Tally the lines that include "page". Output the number only.

**DATA SECTION**
───

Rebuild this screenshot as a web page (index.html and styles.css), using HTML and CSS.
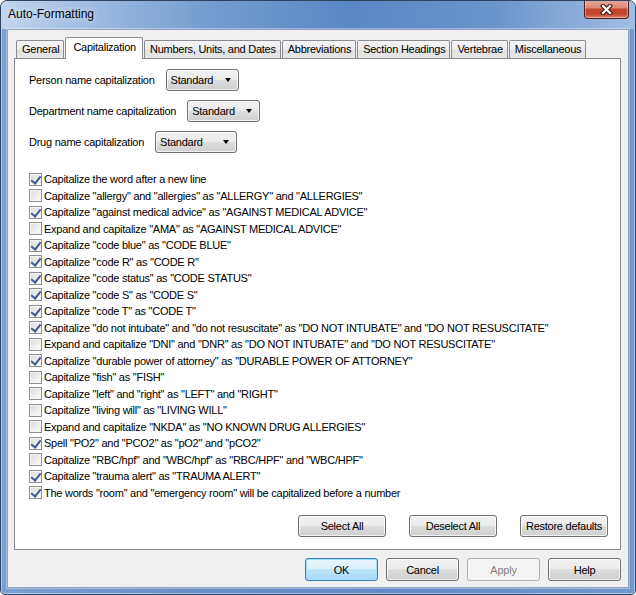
FILE: index.html
```html
<!DOCTYPE html>
<html lang="en">
<head>
    <meta charset="UTF-8">
    <title>Auto-Formatting</title>
    <link rel="stylesheet" href="styles.css">
</head>
<body>
    <div class="window">
        <div class="titlebar">
            <span class="title">Auto-Formatting</span>
            <button class="close-btn" aria-label="Close">
                <svg width="13" height="11" viewBox="0 0 13 11">
                    <path d="M3 2 L10 9 M10 2 L3 9" stroke="#3b1c17" stroke-width="4.4" stroke-linecap="square"/>
                    <path d="M3 2 L10 9 M10 2 L3 9" stroke="#fff" stroke-width="2.2" stroke-linecap="square"/>
                </svg>
            </button>
        </div>

        <div class="client">
            <div class="tabs">
                <div class="tab">General</div>
                <div class="tab active">Capitalization</div>
                <div class="tab">Numbers, Units, and Dates</div>
                <div class="tab">Abbreviations</div>
                <div class="tab">Section Headings</div>
                <div class="tab">Vertebrae</div>
                <div class="tab">Miscellaneous</div>
            </div>

            <div class="panel">
                <div class="select-row">
                    <label>Person name capitalization</label>
                    <div class="combo"><span>Standard</span><i class="arrow"></i></div>
                </div>
                <div class="select-row">
                    <label>Department name capitalization</label>
                    <div class="combo"><span>Standard</span><i class="arrow"></i></div>
                </div>
                <div class="select-row">
                    <label>Drug name capitalization</label>
                    <div class="combo wide"><span>Standard</span><i class="arrow"></i></div>
                </div>

                <ul class="checks">
                    <li><span class="box checked"></span>Capitalize the word after a new line</li>
                    <li><span class="box"></span>Capitalize "allergy" and "allergies" as "ALLERGY" and "ALLERGIES"</li>
                    <li><span class="box checked"></span>Capitalize "against medical advice" as "AGAINST MEDICAL ADVICE"</li>
                    <li><span class="box"></span>Expand and capitalize "AMA" as "AGAINST MEDICAL ADVICE"</li>
                    <li><span class="box checked"></span>Capitalize "code blue" as "CODE BLUE"</li>
                    <li><span class="box checked"></span>Capitalize "code R" as "CODE R"</li>
                    <li><span class="box checked"></span>Capitalize "code status" as "CODE STATUS"</li>
                    <li><span class="box checked"></span>Capitalize "code S" as "CODE S"</li>
                    <li><span class="box checked"></span>Capitalize "code T" as "CODE T"</li>
                    <li><span class="box checked"></span>Capitalize "do not intubate" and "do not resuscitate" as "DO NOT INTUBATE" and "DO NOT RESUSCITATE"</li>
                    <li><span class="box"></span>Expand and capitalize "DNI" and "DNR" as "DO NOT INTUBATE" and "DO NOT RESUSCITATE"</li>
                    <li><span class="box checked"></span>Capitalize "durable power of attorney" as "DURABLE POWER OF ATTORNEY"</li>
                    <li><span class="box"></span>Capitalize "fish" as "FISH"</li>
                    <li><span class="box"></span>Capitalize "left" and "right" as "LEFT" and "RIGHT"</li>
                    <li><span class="box"></span>Capitalize "living will" as "LIVING WILL"</li>
                    <li><span class="box"></span>Expand and capitalize "NKDA" as "NO KNOWN DRUG ALLERGIES"</li>
                    <li><span class="box checked"></span>Spell "PO2" and "PCO2" as "pO2" and "pCO2"</li>
                    <li><span class="box"></span>Capitalize "RBC/hpf" and "WBC/hpf" as "RBC/HPF" and "WBC/HPF"</li>
                    <li><span class="box checked"></span>Capitalize "trauma alert" as "TRAUMA ALERT"</li>
                    <li><span class="box checked"></span>The words "room" and "emergency room" will be capitalized before a number</li>
                </ul>

                <div class="panel-buttons">
                    <button class="btn">Select All</button>
                    <button class="btn">Deselect All</button>
                    <button class="btn">Restore defaults</button>
                </div>
            </div>

            <div class="dialog-buttons">
                <button class="btn default">OK</button>
                <button class="btn">Cancel</button>
                <button class="btn" disabled>Apply</button>
                <button class="btn">Help</button>
            </div>
        </div>
    </div>
</body>
</html>
```

FILE: styles.css
```css
* {
  box-sizing: border-box;
}

body {
  margin: 0;
  background: #fff;
  font-family: "Liberation Sans", Arial, sans-serif;
  font-size: 11px;
  letter-spacing: -0.25px;
  color: #000;
}

/* Window frame */
.window {
  width: 636px;
  height: 595px;
  border: 1px solid #2f4260;
  border-radius: 7px 7px 5px 5px;
  background: linear-gradient(to right, #7aa0d3 0%, #6890c9 30%, #5f8ac7 60%, #7199cf 100%);
  box-shadow: inset 0 0 0 1px rgba(255, 255, 255, 0.45);
  display: flex;
  flex-direction: column;
  overflow: hidden;
}

/* Title bar */
.titlebar {
  height: 28px;
  display: flex;
  justify-content: space-between;
  align-items: flex-start;
  padding-left: 7px;
  background: linear-gradient(to right, #c1d5ed 0%, #a3bfe3 12%, #769dd1 32%, #5b87c5 55%, #6b94cc 78%, #a2bee4 100%);
}

.title {
  font-size: 12px;
  letter-spacing: 0;
  padding-top: 6px;
  text-shadow: 0 0 6px rgba(255, 255, 255, 0.8);
}

.close-btn {
  width: 45px;
  height: 19px;
  margin: -1px 6px 0 0;
  padding: 0;
  border: 1px solid #4b241d;
  border-top: none;
  border-radius: 0 0 4px 4px;
  background: linear-gradient(#e7ab9b 0%, #dc8b78 42%, #c7442f 52%, #c4432f 78%, #db8670 100%);
  box-shadow: inset 0 0 0 1px rgba(255, 255, 255, 0.35);
  display: flex;
  align-items: center;
  justify-content: center;
}

/* Client area */
.client {
  flex: 1;
  margin: 0 6px 6px 6px;
  border: 1px solid #8ea3c0;
  box-shadow: 0 0 0 1px rgba(255, 255, 255, 0.35);
  background: #f0f0f0;
  padding: 7px 7px 6px 6px;
  display: flex;
  flex-direction: column;
}

/* Tabs */
.tabs {
  height: 21px;
  display: flex;
  align-items: flex-end;
  gap: 1px;
  padding-left: 2px;
}

.tab {
  height: 18px;
  padding: 0 4px 0 5px;
  border: 1px solid #898c95;
  border-bottom: none;
  border-radius: 2px 2px 0 0;
  background: linear-gradient(#f4f4f4 0%, #ececec 50%, #e0e0e0 51%, #e6e6e6 100%);
  line-height: 16px;
  white-space: nowrap;
}

.tab.active {
  position: relative;
  z-index: 1;
  height: 22px;
  margin-bottom: -1px;
  padding: 0 6px 0 7px;
  background: #fff;
  line-height: 18px;
}

/* Tab page */
.panel {
  height: 492px;
  border: 1px solid #898c95;
  background: #fff;
  padding: 10px 12px 12px 14px;
  display: flex;
  flex-direction: column;
}

.select-row {
  height: 22px;
  margin-bottom: 9px;
  display: flex;
  align-items: center;
}

.select-row label {
  margin-right: 11px;
}

.combo {
  width: 73px;
  height: 22px;
  border: 1px solid #707070;
  border-radius: 3px;
  background: linear-gradient(#f2f2f2 0%, #ebebeb 49%, #dddddd 50%, #cfcfcf 100%);
  box-shadow: inset 0 0 0 1px rgba(255, 255, 255, 0.7);
  padding: 0 7px 0 4px;
  display: flex;
  align-items: center;
  justify-content: space-between;
}

.combo.wide {
  width: 82px;
}

.arrow {
  width: 0;
  height: 0;
  border-left: 3.5px solid transparent;
  border-right: 3.5px solid transparent;
  border-top: 4px solid #000;
}

/* Checkbox list */
.checks {
  list-style: none;
  margin: 9px 0 0;
  padding: 0;
}

.checks li {
  height: 16.5px;
  display: flex;
  align-items: center;
  white-space: nowrap;
}

.box {
  position: relative;
  flex: none;
  width: 13px;
  height: 13px;
  margin-right: 2px;
  border: 1px solid #8e8f8f;
  background: linear-gradient(135deg, #d9d9d9 0%, #f0f0f0 60%, #fbfbfb 100%);
  box-shadow: inset 0 0 0 1px #f6f6f6;
}

.box.checked::after {
  content: "";
  position: absolute;
  left: 3px;
  top: 0px;
  width: 4px;
  height: 8px;
  border: solid #3f5890;
  border-width: 0 2px 2px 0;
  transform: rotate(38deg);
}

/* Buttons */
.btn {
  width: 88px;
  height: 22px;
  padding: 0;
  border: 1px solid #707070;
  border-radius: 3px;
  background: linear-gradient(#f2f2f2 0%, #ebebeb 49%, #dddddd 50%, #cfcfcf 100%);
  box-shadow: inset 0 0 0 1px rgba(255, 255, 255, 0.7);
  font: inherit;
  letter-spacing: inherit;
  color: #000;
}

.btn.default {
  border-color: #3c7fb1;
  background: linear-gradient(#eaf6fd 0%, #d9f0fc 49%, #bee6fd 50%, #a7d9f5 100%);
  box-shadow: inset 0 0 0 1px #9fdcf8;
}

.btn:disabled {
  border-color: #adb2b5;
  background: #f4f4f4;
  box-shadow: none;
  color: #838383;
}

.panel-buttons {
  margin-top: auto;
  display: flex;
  justify-content: flex-end;
  gap: 23px;
}

.dialog-buttons {
  margin-top: 8px;
  display: flex;
  justify-content: flex-end;
  gap: 8px;
}

.dialog-buttons .btn {
  width: 73px;
  height: 23px;
}
```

───

**RESPONSE TO THIS EXERCISE**
2